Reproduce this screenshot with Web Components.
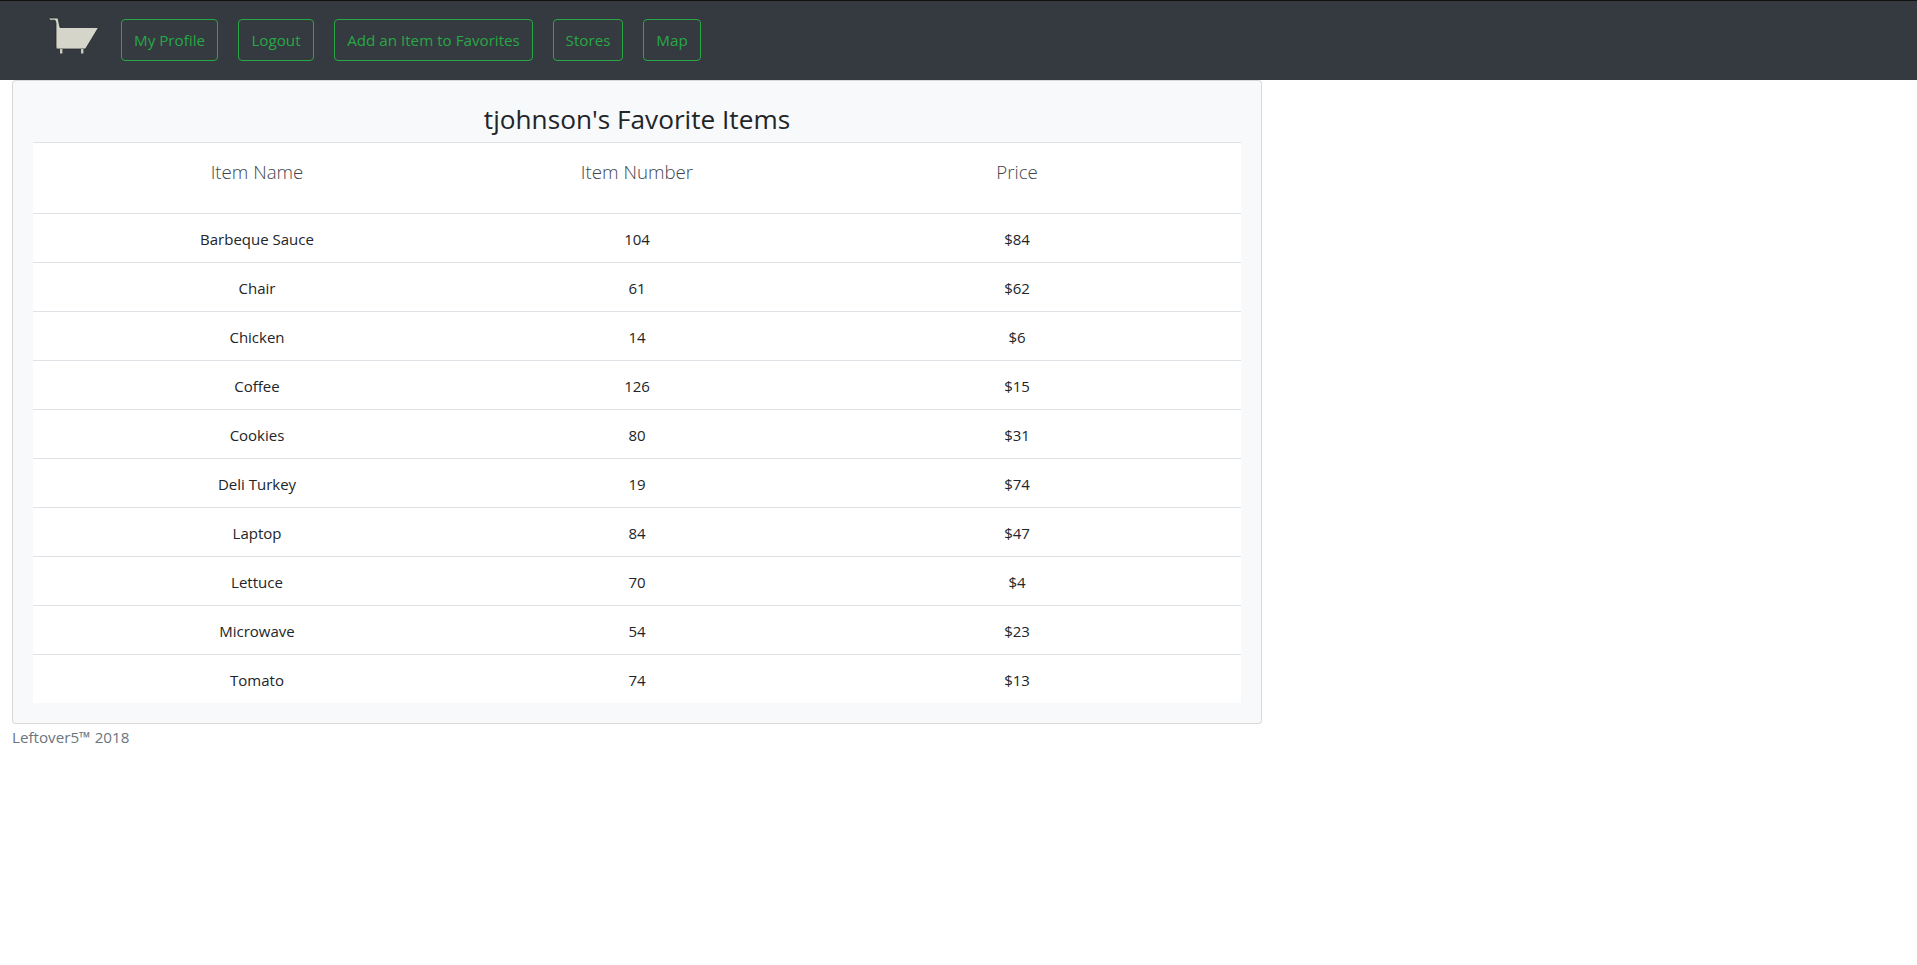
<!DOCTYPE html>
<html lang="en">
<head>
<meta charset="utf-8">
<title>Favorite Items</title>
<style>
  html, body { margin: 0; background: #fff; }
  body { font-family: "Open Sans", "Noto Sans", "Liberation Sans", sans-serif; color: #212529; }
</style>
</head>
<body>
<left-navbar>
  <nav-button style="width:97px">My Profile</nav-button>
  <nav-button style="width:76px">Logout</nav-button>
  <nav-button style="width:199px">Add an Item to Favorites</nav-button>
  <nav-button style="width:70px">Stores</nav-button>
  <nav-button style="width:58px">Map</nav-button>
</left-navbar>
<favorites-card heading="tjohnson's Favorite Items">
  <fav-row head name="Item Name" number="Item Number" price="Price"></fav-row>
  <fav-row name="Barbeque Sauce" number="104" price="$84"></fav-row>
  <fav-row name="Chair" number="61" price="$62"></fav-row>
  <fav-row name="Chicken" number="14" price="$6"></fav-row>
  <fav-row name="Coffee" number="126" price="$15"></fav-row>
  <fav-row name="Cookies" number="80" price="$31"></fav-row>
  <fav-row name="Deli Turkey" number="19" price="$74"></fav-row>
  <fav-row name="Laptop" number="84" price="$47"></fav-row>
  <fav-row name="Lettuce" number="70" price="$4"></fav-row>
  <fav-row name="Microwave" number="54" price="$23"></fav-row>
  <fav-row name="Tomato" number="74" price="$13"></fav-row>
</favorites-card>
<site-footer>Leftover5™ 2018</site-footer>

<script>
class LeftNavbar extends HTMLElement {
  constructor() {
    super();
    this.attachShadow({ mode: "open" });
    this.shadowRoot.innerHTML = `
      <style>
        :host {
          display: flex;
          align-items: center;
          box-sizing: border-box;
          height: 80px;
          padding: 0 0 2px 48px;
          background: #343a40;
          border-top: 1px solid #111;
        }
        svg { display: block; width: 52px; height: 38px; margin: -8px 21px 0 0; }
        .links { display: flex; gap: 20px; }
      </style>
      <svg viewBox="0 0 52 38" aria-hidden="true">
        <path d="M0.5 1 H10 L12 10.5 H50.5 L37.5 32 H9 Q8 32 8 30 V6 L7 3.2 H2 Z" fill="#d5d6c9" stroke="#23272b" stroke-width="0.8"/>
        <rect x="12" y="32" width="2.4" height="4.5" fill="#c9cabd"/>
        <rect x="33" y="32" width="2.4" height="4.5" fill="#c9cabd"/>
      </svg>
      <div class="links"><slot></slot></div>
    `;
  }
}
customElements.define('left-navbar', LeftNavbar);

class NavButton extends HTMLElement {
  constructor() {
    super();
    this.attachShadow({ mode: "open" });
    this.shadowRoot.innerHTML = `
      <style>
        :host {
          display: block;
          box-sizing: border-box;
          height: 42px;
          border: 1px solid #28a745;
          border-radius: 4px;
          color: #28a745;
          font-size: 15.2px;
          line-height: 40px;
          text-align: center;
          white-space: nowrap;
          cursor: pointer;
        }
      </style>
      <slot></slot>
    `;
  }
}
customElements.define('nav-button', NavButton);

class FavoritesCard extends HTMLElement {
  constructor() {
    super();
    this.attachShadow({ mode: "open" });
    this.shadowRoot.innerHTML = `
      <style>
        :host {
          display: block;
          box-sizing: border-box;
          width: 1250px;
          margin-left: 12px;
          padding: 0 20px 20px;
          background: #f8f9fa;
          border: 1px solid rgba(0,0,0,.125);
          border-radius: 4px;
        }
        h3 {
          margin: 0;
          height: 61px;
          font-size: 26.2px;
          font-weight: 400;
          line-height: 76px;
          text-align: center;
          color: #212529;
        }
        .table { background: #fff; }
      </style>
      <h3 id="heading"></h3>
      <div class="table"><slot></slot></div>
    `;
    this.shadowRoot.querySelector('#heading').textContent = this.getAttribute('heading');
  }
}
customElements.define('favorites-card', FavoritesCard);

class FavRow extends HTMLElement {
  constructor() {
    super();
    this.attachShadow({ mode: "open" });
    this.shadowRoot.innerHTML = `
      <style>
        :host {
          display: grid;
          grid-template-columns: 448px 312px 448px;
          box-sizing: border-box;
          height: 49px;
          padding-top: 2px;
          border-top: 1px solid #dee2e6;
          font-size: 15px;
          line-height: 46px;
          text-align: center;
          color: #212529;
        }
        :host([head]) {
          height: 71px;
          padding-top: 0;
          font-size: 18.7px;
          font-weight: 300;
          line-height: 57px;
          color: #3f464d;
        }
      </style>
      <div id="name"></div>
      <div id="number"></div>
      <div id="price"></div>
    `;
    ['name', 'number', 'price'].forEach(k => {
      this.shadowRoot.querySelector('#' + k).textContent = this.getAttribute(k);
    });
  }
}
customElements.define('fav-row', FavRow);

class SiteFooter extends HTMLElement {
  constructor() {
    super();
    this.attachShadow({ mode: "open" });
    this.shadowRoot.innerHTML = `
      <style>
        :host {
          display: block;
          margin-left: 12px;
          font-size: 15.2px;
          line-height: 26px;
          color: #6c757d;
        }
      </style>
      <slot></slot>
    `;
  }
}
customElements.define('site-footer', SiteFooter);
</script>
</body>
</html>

--

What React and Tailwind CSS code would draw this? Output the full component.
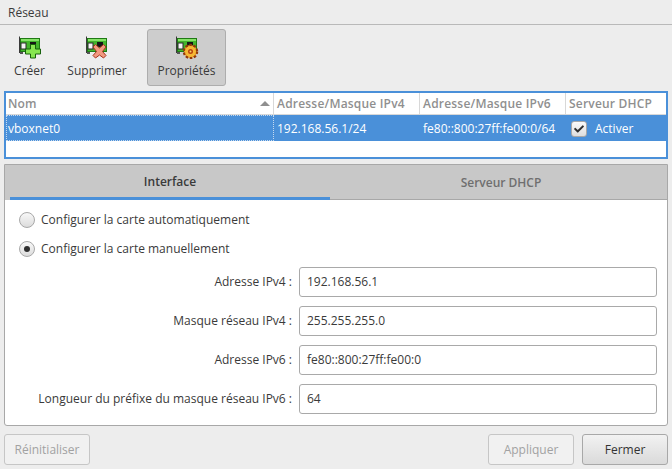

---

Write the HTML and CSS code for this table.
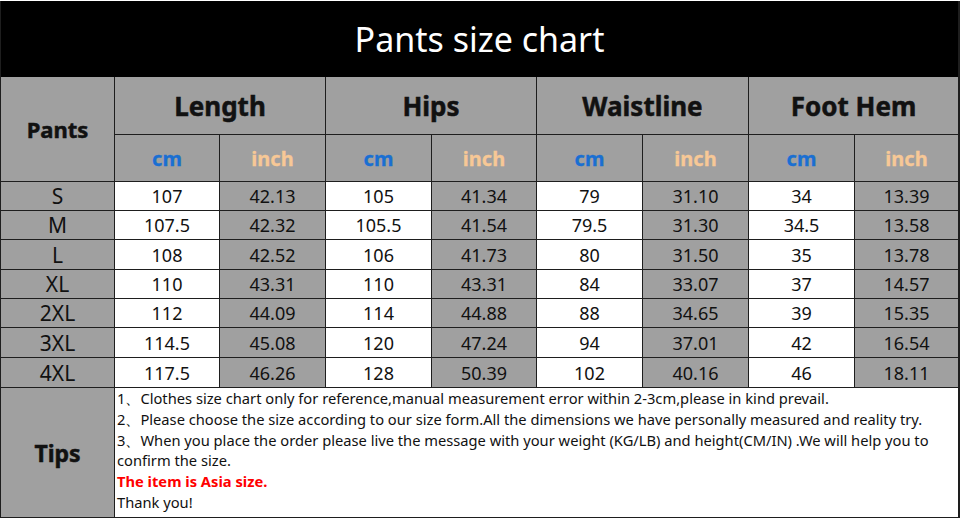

* _PROMPT_: Exactly how many lines contain "code"? State the number and nothing else.

* _RESPONSE FOR THIS EXERCISE_: 2